— start RAW DATA —

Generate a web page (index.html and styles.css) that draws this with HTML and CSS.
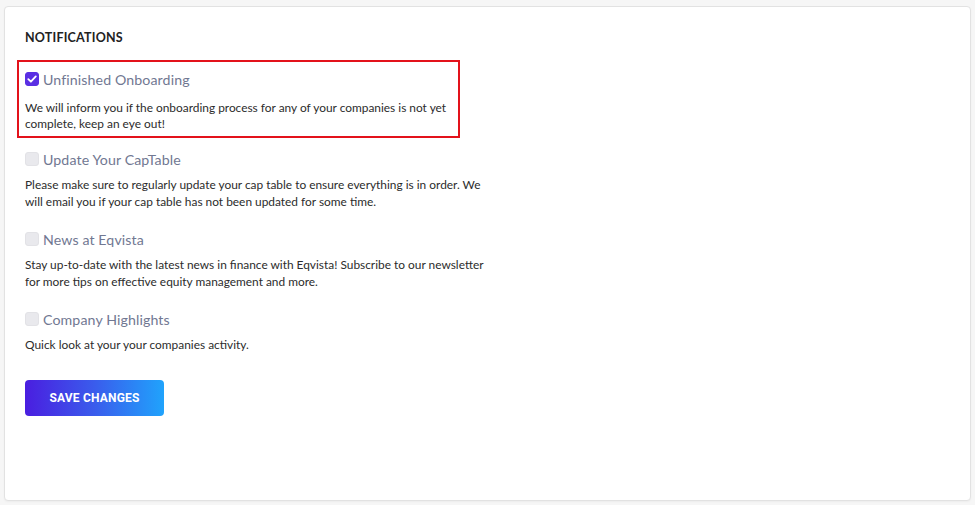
FILE: index.html
```html
<!DOCTYPE html>
<html lang="en">
<head>
<meta charset="utf-8">
<title>Notifications</title>
<link rel="stylesheet" href="styles.css">
</head>
<body>
<div class="card">
  <h2 class="heading">NOTIFICATIONS</h2>
  <div class="item item-marked">
    <label class="item-head">
      <span class="box box-checked">
        <svg viewBox="0 0 14 14" width="14" height="14"><path d="M3.3 7.2 L5.9 9.7 L10.8 4.4" fill="none" stroke="#fff" stroke-width="1.8" stroke-linecap="round" stroke-linejoin="round"/></svg>
      </span>
      <span class="title">Unfinished Onboarding</span>
    </label>
    <p class="desc desc-first">We will inform you if the onboarding process for any of your companies is not yet complete, keep an eye out!</p>
  </div>
  <div class="item">
    <label class="item-head">
      <span class="box"></span>
      <span class="title">Update Your CapTable</span>
    </label>
    <p class="desc">Please make sure to regularly update your cap table to ensure everything is in order. We will email you if your cap table has not been updated for some time.</p>
  </div>
  <div class="item">
    <label class="item-head">
      <span class="box"></span>
      <span class="title">News at Eqvista</span>
    </label>
    <p class="desc">Stay up-to-date with the latest news in finance with Eqvista! Subscribe to our newsletter for more tips on effective equity management and more.</p>
  </div>
  <div class="item item-last">
    <label class="item-head">
      <span class="box"></span>
      <span class="title">Company Highlights</span>
    </label>
    <p class="desc">Quick look at your your companies activity.</p>
  </div>
  <button class="save" type="button">SAVE CHANGES</button>
</div>
</body>
</html>
```

FILE: styles.css
```css
html, body {
  margin: 0;
  padding: 0;
}
body {
  background: #f6f6f6;
  font-family: Lato, "Open Sans", "Liberation Sans", sans-serif;
  width: 975px;
  height: 505px;
  overflow: hidden;
}
.card {
  box-sizing: border-box;
  margin: 6px 4px 0 4px;
  height: 495px;
  background: #fff;
  border: 1px solid #e2e2e2;
  border-radius: 4px;
  padding: 23px 20px 0 20px;
  box-shadow: 0 1px 2px rgba(0,0,0,0.04);
}
.heading {
  margin: 0 0 23px 0;
  font-size: 12.5px;
  line-height: 16px;
  font-weight: 700;
  color: #222;
  letter-spacing: 0.2px;
}
.item {
  position: relative;
  width: 466px;
  margin-bottom: 19px;
}
.item-marked {
  margin-bottom: 18px;
}
.item-marked::after {
  content: "";
  position: absolute;
  left: -8px;
  top: -9px;
  width: 439px;
  height: 74px;
  border: 2px solid #e3121b;
  pointer-events: none;
}
.item-last {
  margin-bottom: 26px;
}
.item-head {
  display: flex;
  align-items: center;
  gap: 4px;
  height: 20px;
}
.box {
  box-sizing: border-box;
  width: 14px;
  height: 14px;
  border-radius: 3px;
  background: #e9e9ed;
  border: 1px solid #e2e2e6;
  display: flex;
}
.box-checked {
  background: #5a2fe3;
  border-color: #5a2fe3;
}
.box-checked svg {
  margin: -1px;
}
.title {
  font-size: 14.2px;
  color: #717892;
  letter-spacing: 0.1px;
}
.desc {
  margin: 8px 0 0 0;
  font-size: 11.9px;
  line-height: 16.5px;
  color: #2c2c2c;
}
.desc-first {
  margin-top: 11px;
  line-height: 15.5px;
}
.save {
  display: block;
  width: 139px;
  height: 36px;
  border: none;
  border-radius: 4px;
  background: linear-gradient(90deg, #4a1ee0 0%, #3a5cec 50%, #20a3fc 100%);
  color: #fff;
  font-family: Roboto, "Liberation Sans", sans-serif;
  font-weight: 700;
  font-size: 12px;
  letter-spacing: 0.2px;
  padding: 0;
}
```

— end RAW DATA —

## [EXERCISE AIM]
Your task is to reproduce all of the material exactly. The pictures stay out.

## [TASK RESULT]
Generate a web page (index.html and styles.css) that draws this with HTML and CSS.
FILE: index.html
```html
<!DOCTYPE html>
<html lang="en">
<head>
<meta charset="utf-8">
<title>Notifications</title>
<link rel="stylesheet" href="styles.css">
</head>
<body>
<div class="card">
  <h2 class="heading">NOTIFICATIONS</h2>
  <div class="item item-marked">
    <label class="item-head">
      <span class="box box-checked">
        <svg viewBox="0 0 14 14" width="14" height="14"><path d="M3.3 7.2 L5.9 9.7 L10.8 4.4" fill="none" stroke="#fff" stroke-width="1.8" stroke-linecap="round" stroke-linejoin="round"/></svg>
      </span>
      <span class="title">Unfinished Onboarding</span>
    </label>
    <p class="desc desc-first">We will inform you if the onboarding process for any of your companies is not yet complete, keep an eye out!</p>
  </div>
  <div class="item">
    <label class="item-head">
      <span class="box"></span>
      <span class="title">Update Your CapTable</span>
    </label>
    <p class="desc">Please make sure to regularly update your cap table to ensure everything is in order. We will email you if your cap table has not been updated for some time.</p>
  </div>
  <div class="item">
    <label class="item-head">
      <span class="box"></span>
      <span class="title">News at Eqvista</span>
    </label>
    <p class="desc">Stay up-to-date with the latest news in finance with Eqvista! Subscribe to our newsletter for more tips on effective equity management and more.</p>
  </div>
  <div class="item item-last">
    <label class="item-head">
      <span class="box"></span>
      <span class="title">Company Highlights</span>
    </label>
    <p class="desc">Quick look at your your companies activity.</p>
  </div>
  <button class="save" type="button">SAVE CHANGES</button>
</div>
</body>
</html>
```

FILE: styles.css
```css
html, body {
  margin: 0;
  padding: 0;
}
body {
  background: #f6f6f6;
  font-family: Lato, "Open Sans", "Liberation Sans", sans-serif;
  width: 975px;
  height: 505px;
  overflow: hidden;
}
.card {
  box-sizing: border-box;
  margin: 6px 4px 0 4px;
  height: 495px;
  background: #fff;
  border: 1px solid #e2e2e2;
  border-radius: 4px;
  padding: 23px 20px 0 20px;
  box-shadow: 0 1px 2px rgba(0,0,0,0.04);
}
.heading {
  margin: 0 0 23px 0;
  font-size: 12.5px;
  line-height: 16px;
  font-weight: 700;
  color: #222;
  letter-spacing: 0.2px;
}
.item {
  position: relative;
  width: 466px;
  margin-bottom: 19px;
}
.item-marked {
  margin-bottom: 18px;
}
.item-marked::after {
  content: "";
  position: absolute;
  left: -8px;
  top: -9px;
  width: 439px;
  height: 74px;
  border: 2px solid #e3121b;
  pointer-events: none;
}
.item-last {
  margin-bottom: 26px;
}
.item-head {
  display: flex;
  align-items: center;
  gap: 4px;
  height: 20px;
}
.box {
  box-sizing: border-box;
  width: 14px;
  height: 14px;
  border-radius: 3px;
  background: #e9e9ed;
  border: 1px solid #e2e2e6;
  display: flex;
}
.box-checked {
  background: #5a2fe3;
  border-color: #5a2fe3;
}
.box-checked svg {
  margin: -1px;
}
.title {
  font-size: 14.2px;
  color: #717892;
  letter-spacing: 0.1px;
}
.desc {
  margin: 8px 0 0 0;
  font-size: 11.9px;
  line-height: 16.5px;
  color: #2c2c2c;
}
.desc-first {
  margin-top: 11px;
  line-height: 15.5px;
}
.save {
  display: block;
  width: 139px;
  height: 36px;
  border: none;
  border-radius: 4px;
  background: linear-gradient(90deg, #4a1ee0 0%, #3a5cec 50%, #20a3fc 100%);
  color: #fff;
  font-family: Roboto, "Liberation Sans", sans-serif;
  font-weight: 700;
  font-size: 12px;
  letter-spacing: 0.2px;
  padding: 0;
}
```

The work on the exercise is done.